12 Eylül sürecindeki işkencelerle ilgili araştırmalar, sözlü tarih çalışmaları yapıldı. 90’lardaki işkenceler örtük de olsa toplum nezdinde çatışmaya içkin olarak kabul edildi. Bu bahiste Manisa davasının deşifrasyonu ve toplumsal karşılıkları belki kolektif güçlenmeyi de içerecek şekilde  daha farklı çalışılabilirdi. Bu, kuşkusuz toplumcu bir psikolojinin zayıflığı ile de ilgili.

2000’lerin başında biçim değiştiren işkenceyi ise hala politik karşı koyuş ile bireysel terapi ölçekleri dışında başka bir istasyonda çalışmaya ihtiyacımız olduğu düşüncesindeyim. İşkencenin ince, etkili, dijital olanakları da kullanarak daha hızlı hareket edecek şekilde organize edildiğini belli belirsiz hissediyor ama üstüne yeteri kadar çalışmıyoruz. Dahası, bazı işkence motiflerini yozlaşma-bozulma olarak isabetsiz bir adreste karşılamaya çalışıyoruz.

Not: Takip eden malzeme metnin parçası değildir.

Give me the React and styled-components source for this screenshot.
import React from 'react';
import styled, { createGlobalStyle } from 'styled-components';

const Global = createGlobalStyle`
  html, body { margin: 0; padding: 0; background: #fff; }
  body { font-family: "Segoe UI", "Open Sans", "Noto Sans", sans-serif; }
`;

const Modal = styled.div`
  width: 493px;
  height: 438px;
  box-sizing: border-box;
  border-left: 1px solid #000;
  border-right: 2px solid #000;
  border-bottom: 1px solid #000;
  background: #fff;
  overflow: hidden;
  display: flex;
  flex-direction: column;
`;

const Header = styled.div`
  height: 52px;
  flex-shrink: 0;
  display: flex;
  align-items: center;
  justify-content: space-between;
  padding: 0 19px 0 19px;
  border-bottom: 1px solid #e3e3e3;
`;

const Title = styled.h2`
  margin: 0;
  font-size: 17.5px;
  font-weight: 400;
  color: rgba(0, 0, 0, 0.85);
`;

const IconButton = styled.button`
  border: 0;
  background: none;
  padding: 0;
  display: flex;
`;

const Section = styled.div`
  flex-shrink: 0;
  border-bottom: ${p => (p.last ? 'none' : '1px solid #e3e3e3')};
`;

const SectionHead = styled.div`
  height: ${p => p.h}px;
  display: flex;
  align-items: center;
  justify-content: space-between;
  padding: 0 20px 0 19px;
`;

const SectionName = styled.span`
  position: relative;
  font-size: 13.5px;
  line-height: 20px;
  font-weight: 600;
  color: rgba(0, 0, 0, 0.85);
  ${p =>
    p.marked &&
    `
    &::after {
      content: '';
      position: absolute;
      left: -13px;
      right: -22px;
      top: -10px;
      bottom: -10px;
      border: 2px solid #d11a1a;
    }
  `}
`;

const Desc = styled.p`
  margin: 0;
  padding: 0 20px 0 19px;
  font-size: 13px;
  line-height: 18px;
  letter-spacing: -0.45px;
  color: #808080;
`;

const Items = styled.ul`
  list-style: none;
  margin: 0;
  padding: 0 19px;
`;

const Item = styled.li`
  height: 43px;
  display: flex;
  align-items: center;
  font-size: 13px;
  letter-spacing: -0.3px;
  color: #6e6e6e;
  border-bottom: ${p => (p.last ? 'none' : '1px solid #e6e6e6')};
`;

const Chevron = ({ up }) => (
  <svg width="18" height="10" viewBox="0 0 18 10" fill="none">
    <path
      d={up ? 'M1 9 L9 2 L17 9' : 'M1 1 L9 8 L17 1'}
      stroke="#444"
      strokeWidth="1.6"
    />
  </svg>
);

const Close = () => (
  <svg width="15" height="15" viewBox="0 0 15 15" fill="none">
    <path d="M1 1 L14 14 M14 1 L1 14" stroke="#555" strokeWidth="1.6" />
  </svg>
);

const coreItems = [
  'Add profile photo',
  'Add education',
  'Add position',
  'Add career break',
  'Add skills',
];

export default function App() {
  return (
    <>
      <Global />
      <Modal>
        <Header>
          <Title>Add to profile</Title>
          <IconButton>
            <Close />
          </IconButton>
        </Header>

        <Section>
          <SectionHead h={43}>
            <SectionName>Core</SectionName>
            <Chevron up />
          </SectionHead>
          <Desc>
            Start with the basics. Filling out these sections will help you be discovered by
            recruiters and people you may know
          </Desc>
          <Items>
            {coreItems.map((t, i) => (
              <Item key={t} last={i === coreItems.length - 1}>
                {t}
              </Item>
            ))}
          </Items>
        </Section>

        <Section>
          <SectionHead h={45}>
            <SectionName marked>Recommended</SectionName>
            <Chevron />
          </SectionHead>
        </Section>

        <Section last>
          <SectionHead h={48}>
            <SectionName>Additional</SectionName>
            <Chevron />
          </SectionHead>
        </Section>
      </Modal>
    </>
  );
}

18 Mayıs 73’de İbrahim Kaypakkaya’nın babasına bir çuval içinde teslim edilen bedenini taşıyan hamal taşıdığı yükün bir insana ait olduğunu öğrenince alacağı 5 lirayı geri vermeseydi, insanlık onuru bilinçdışı paternde yabancılaşma karşısında bocalayacaktı. Bu kısa ilişki semboliktir. Bu yüzden, hamalın tavrına kabaca erdemli/vicdanlı davranış demekten yana değilim. Birinin suçlu olması, hatta hukuki dayanağı olmasa da suçlu olduğunun kamu otoritelerince beyan edilmesi durumunda o kişinin gördüğü, göreceği yasadışı işkenceyi makul bulanlarının az olmadığını biliyoruz. Bunun toplumsal yaşamın tüm ilişkilenme biçimlerine ve tüm toplumsal imgelere yansıdığı pekala ifade edilebilir. Ayrıca, çalışmamız gereken yer burasıdır.

Toplumsal iyi oluşta kırılmalar oluşturan sembolik günleri, yıl dönümlerini bağlantıya, güçlenmeye, iyi oluşa destek olacak şekilde düşünmek için özellikle psikoloji alan profesyonellerinin daha üretken olması umuduyla.